Cultivating a Collection

by Kathryn Clem

image1Specializing in presenting local agricultural history to the public, the Manatee County Agricultural Museum has been a wonderful site to learn about the responsibilities of a curator as well as gain practical skills required for handling a collection. During my summer internship, I am responsible for cataloging, cleaning, marking, and photographing the 200 objects that belong to the museum’s Hunsader Tomato Collection. In addition to cataloging this collection, I have been given the opportunity to assist the curator with various research projects. The tomato collection encompasses a wide range of objects including ceramics, glassware, towels, candles, and various paper products. The variety of objects found in this collection provides an intern, like myself, with the opportunity to learn about the different factors that influence how an object is cared for and treated in a museum context.

To begin this project, I had to assign each object a unique accession number that would allow the museum staff to identify the object and match it to its appropriate documents.

A catalog worksheet and condition report is then created, which detail the specific characteristics of the object being recorded and any flaws or damages that may exist. Next, each object is cleaned carefully according to the type of material the object is composed of. For example, during this past week I had cleaned ceramic kitchenware following the procedures outlined in an online guide prepared by the Victoria and Albert Museum. Following these procedures, I had to clean each object by hand using a cotton swab dipped in warm water and soap. This process was time-consuming, but these steps had to be taken to ensure that the ceramic’s glaze or any hand-painted elements were not damaged during the cleaning process. After each object had been cleaned, a semi-permanent marking of the accession number was placed on each object. Printed on acid-free paper, each accession number was applied to the object using brushes and Jade 403, an approved adhesive agent safe on ceramic, plastic, and glass.

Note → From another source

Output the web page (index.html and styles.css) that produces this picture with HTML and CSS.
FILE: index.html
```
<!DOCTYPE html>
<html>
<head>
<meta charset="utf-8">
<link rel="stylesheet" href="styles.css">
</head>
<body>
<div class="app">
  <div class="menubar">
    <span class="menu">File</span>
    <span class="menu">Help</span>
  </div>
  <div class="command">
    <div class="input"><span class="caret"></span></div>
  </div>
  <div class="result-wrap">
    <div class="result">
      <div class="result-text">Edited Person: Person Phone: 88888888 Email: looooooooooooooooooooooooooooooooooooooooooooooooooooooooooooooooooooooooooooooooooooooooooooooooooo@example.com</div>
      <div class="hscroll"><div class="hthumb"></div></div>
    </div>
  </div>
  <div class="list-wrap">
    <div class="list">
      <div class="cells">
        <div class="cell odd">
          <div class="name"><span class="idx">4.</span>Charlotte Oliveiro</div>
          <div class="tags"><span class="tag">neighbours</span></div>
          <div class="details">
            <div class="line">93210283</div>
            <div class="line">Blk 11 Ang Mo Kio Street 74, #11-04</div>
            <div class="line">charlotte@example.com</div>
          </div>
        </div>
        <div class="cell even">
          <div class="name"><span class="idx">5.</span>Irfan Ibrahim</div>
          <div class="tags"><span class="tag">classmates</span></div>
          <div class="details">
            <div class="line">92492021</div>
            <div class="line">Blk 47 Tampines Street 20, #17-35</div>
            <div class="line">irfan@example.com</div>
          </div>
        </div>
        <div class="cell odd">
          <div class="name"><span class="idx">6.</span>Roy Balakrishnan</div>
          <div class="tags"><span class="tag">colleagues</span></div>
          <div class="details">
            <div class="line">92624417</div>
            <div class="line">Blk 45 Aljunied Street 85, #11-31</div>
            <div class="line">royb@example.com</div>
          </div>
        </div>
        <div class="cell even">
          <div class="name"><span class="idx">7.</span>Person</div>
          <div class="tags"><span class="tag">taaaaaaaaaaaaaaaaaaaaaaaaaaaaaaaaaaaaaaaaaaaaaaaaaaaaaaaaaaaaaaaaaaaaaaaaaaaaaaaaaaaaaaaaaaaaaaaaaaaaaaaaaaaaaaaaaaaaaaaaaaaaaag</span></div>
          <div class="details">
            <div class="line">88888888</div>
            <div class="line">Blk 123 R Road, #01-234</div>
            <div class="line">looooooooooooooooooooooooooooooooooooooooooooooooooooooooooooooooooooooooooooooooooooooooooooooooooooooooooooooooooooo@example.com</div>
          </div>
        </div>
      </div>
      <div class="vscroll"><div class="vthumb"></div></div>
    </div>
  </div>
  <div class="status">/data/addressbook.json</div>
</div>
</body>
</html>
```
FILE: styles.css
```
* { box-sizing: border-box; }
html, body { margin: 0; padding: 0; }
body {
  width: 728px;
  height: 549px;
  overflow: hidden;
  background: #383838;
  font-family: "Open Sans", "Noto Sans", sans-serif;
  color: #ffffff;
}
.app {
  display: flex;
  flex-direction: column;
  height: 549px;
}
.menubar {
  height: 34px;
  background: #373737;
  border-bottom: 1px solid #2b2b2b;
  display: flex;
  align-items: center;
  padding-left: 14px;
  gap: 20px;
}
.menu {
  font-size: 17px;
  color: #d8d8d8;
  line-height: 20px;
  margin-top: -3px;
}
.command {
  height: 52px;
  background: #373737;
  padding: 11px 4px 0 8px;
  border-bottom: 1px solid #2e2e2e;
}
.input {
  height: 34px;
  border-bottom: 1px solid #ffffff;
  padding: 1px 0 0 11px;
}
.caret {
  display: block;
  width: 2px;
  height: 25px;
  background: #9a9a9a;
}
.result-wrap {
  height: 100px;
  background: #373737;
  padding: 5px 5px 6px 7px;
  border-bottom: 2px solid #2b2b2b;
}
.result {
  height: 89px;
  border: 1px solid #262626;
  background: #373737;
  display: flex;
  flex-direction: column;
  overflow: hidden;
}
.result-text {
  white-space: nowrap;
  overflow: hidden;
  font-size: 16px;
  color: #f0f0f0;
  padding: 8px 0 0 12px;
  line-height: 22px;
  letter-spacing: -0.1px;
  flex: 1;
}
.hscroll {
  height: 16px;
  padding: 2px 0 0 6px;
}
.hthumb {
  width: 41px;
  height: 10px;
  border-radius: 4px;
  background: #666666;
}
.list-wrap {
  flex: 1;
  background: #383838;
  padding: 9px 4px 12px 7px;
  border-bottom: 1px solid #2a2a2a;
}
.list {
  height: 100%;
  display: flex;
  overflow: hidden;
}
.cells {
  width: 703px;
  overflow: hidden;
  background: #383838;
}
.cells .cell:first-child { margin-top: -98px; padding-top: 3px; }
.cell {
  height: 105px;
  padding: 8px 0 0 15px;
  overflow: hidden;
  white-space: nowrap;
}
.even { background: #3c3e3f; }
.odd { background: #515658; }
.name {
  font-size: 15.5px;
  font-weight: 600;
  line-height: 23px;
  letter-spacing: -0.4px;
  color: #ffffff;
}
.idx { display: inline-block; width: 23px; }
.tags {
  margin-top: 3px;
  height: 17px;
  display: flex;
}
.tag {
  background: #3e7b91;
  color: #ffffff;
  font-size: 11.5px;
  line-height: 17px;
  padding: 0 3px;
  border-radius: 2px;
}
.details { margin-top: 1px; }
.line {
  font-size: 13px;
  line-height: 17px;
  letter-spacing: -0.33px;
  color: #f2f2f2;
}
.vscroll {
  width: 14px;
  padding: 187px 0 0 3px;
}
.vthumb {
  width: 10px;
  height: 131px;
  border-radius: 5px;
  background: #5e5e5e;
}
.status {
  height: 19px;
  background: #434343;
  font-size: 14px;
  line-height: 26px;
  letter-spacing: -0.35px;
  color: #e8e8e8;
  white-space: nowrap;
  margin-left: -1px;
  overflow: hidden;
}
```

Each object is then photographed, entered into the museum’s database in PastPerfect, and prepared for storage in acid-free boxes.

As I continue to work on this project, Melissa Dagenais, the museum’s curator, and I will begin to conduct research on the collection and possibly discuss future exhibitions that may feature some of the objects.


Victoria and Albert Museum. “Caring for your Ceramics.” Last modified December 1, 2015. Accessed May 23, 2017.